Collection: Jean Delville
Jean Delville (born Jean Libert, 1867–1953) was a Belgian Symbolist painter, author, and Theosophist. He trained at the Académie des Beaux-arts in Brussels, where he was a precocious student, winning the Belgian Prix de Rome. This allowed him to study Renaissance art in Rome and Florence. Delville was a leading exponent of the Belgian Idealist movement, advocating that art should express a higher spiritual truth and be based on the principle of Ideal Beauty.
Delville's paintings are idea-based, expressing philosophical ideals derived from contemporary hermetic and esoteric traditions, influenced by figures such as Eliphas Levi and Helena Blavatsky. His work often explored themes of initiation, the transfiguration of the soul, Ideal love, death, and the relationship between material and metaphysical dimensions. He articulated a highly sensitive visionary imagination through precisely observed forms, demonstrating a gift for color, composition, and human anatomy. His *L'Ecole de Platon* (1898) visually summarized his Idealist aesthetic.

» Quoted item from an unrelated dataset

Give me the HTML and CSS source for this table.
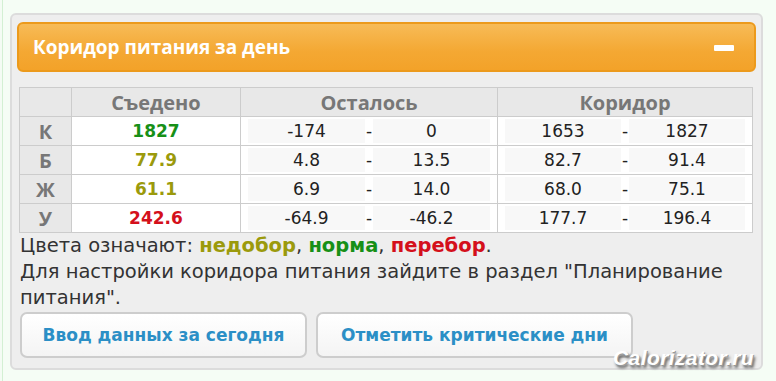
FILE: index.html
```html
<!DOCTYPE html>
<html lang="ru">
<head>
<meta charset="utf-8">
<title>Коридор питания за день</title>
<link rel="stylesheet" href="styles.css">
</head>
<body>
<div class="panel">
  <div class="panel-head">
    <span class="panel-title">Коридор питания за день</span>
    <span class="collapse"></span>
  </div>
  <table class="corridor">
    <thead>
      <tr><th class="lbl"></th><th>Съедено</th><th>Осталось</th><th>Коридор</th></tr>
    </thead>
    <tbody>
      <tr>
        <td class="lbl">К</td><td class="eaten ok">1827</td>
        <td class="range"><div class="pair"><span class="box">-174</span><span class="dash">-</span><span class="box">0</span></div></td>
        <td class="range"><div class="pair"><span class="box">1653</span><span class="dash">-</span><span class="box">1827</span></div></td>
      </tr>
      <tr>
        <td class="lbl">Б</td><td class="eaten low">77.9</td>
        <td class="range"><div class="pair"><span class="box">4.8</span><span class="dash">-</span><span class="box">13.5</span></div></td>
        <td class="range"><div class="pair"><span class="box">82.7</span><span class="dash">-</span><span class="box">91.4</span></div></td>
      </tr>
      <tr>
        <td class="lbl">Ж</td><td class="eaten low">61.1</td>
        <td class="range"><div class="pair"><span class="box">6.9</span><span class="dash">-</span><span class="box">14.0</span></div></td>
        <td class="range"><div class="pair"><span class="box">68.0</span><span class="dash">-</span><span class="box">75.1</span></div></td>
      </tr>
      <tr>
        <td class="lbl">У</td><td class="eaten over">242.6</td>
        <td class="range"><div class="pair"><span class="box">-64.9</span><span class="dash">-</span><span class="box">-46.2</span></div></td>
        <td class="range"><div class="pair"><span class="box">177.7</span><span class="dash">-</span><span class="box">196.4</span></div></td>
      </tr>
    </tbody>
  </table>
  <div class="note">
    Цвета означают: <b class="low">недобор</b>, <b class="ok">норма</b>, <b class="over">перебор</b>.<br>
    Для настройки коридора питания зайдите в раздел "Планирование питания".
  </div>
  <div class="actions">
    <a class="btn btn-one" href="#">Ввод данных за сегодня</a>
    <a class="btn btn-two" href="#">Отметить критические дни</a>
  </div>
  <span class="watermark">Calorizator.ru</span>
</div>
</body>
</html>
```
FILE: styles.css
```css
html, body {
  margin: 0;
  padding: 0;
}
body {
  background: linear-gradient(to right, #f4fcf4 2px, #d3f0d3 2px, #d3f0d3 3px, #f5fdf5 3px);
  padding: 13px 0 0 10px;
  height: 381px;
  box-sizing: border-box;
  font-family: "DejaVu Sans", Verdana, sans-serif;
  color: #333;
}
.panel {
  position: relative;
  width: 753px;
  height: 357px;
  box-sizing: border-box;
  background: #eeeeee;
  border: 2px solid #dcdcdc;
  border-radius: 6px;
  padding: 7px 5px 0 5px;
}
.panel-head {
  height: 50px;
  box-sizing: border-box;
  border: 2px solid #ec9a1c;
  border-radius: 6px;
  background: linear-gradient(to bottom, #f7bb57, #f4a833 60%, #f3a229);
  display: flex;
  align-items: center;
  justify-content: space-between;
  padding: 0 20px 0 14px;
}
.panel-title {
  color: #fff;
  font-family: "Open Sans", "DejaVu Sans", sans-serif;
  font-weight: bold;
  font-size: 19px;
  margin-top: -1px;
}
.collapse {
  width: 20px;
  height: 6px;
  background: #fff;
  border-radius: 1px;
  margin-top: 2px;
}
.corridor {
  margin: 15px 0 0 2px;
  width: 734px;
  border-collapse: collapse;
  border: 1px solid #cccccc;
  table-layout: fixed;
  font-size: 17px;
}
.corridor th, .corridor td {
  border: 1px solid #cccccc;
  padding: 0;
  height: 28px;
  text-align: center;
}
.corridor th {
  background: #e8e8e8;
  color: #777;
  font-family: "Open Sans", "DejaVu Sans", sans-serif;
  font-weight: bold;
  font-size: 20px;
}
.corridor th.lbl, .corridor td.lbl {
  width: 51px;
  background: #e8e8e8;
  color: #777;
  font-family: "Open Sans", "DejaVu Sans", sans-serif;
  font-weight: bold;
  font-size: 20px;
}
.corridor th:nth-child(2) { width: 168px; }
.corridor th:nth-child(3) { width: 256px; }
.eaten {
  background: #fff;
  font-weight: bold;
}
.range {
  background: #fff;
}
.pair {
  display: flex;
  align-items: center;
  padding: 0 7px 0 7px;
  height: 28px;
  box-sizing: border-box;
}
.box {
  flex: 1;
  background: #f8f8f8;
  height: 24px;
  line-height: 24px;
  color: #222;
}
.dash {
  width: 8px;
  color: #222;
  text-align: center;
}
.ok { color: #179017; }
.low { color: #9b9a0c; }
.over { color: #d4101b; }
.note {
  font-size: 19.5px;
  line-height: 26px;
  padding: 0 4px 0 3px;
  color: #333;
}
.note b { font-weight: bold; }
.actions {
  display: flex;
  gap: 9px;
  margin: 1px 0 0 3px;
}
.btn {
  display: flex;
  align-items: center;
  justify-content: center;
  height: 46px;
  box-sizing: border-box;
  border: 2px solid #cdcdcd;
  border-radius: 7px;
  background: linear-gradient(to bottom, #ffffff, #f4f4f4);
  color: #2b8fc6;
  font-weight: bold;
  font-size: 17px;
  text-decoration: none;
}
.btn-one { width: 287px; }
.btn-two { width: 317px; }
.watermark {
  position: absolute;
  right: 7px;
  bottom: -2px;
  color: #fff;
  font-family: "Liberation Sans", Arial, sans-serif;
  font-weight: bold;
  font-style: italic;
  font-size: 21px;
  letter-spacing: 0.4px;
  text-shadow: 1px 1px 0 #999, 2px 3px 3px #555;
}
```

A lifelong advocate for classical training, Delville taught at the Glasgow School of Art from 1900 to 1906 and later as Professor of drawing at the Académie des Beaux-arts in Brussels until 1937. He was also a prolific author, publishing poetry and books on art and esoteric subjects, including *La Mission de l'Art* (1900). Delville founded several influential artistic exhibition societies, such as Pour l'Art and the Salons de l'Art Idéaliste.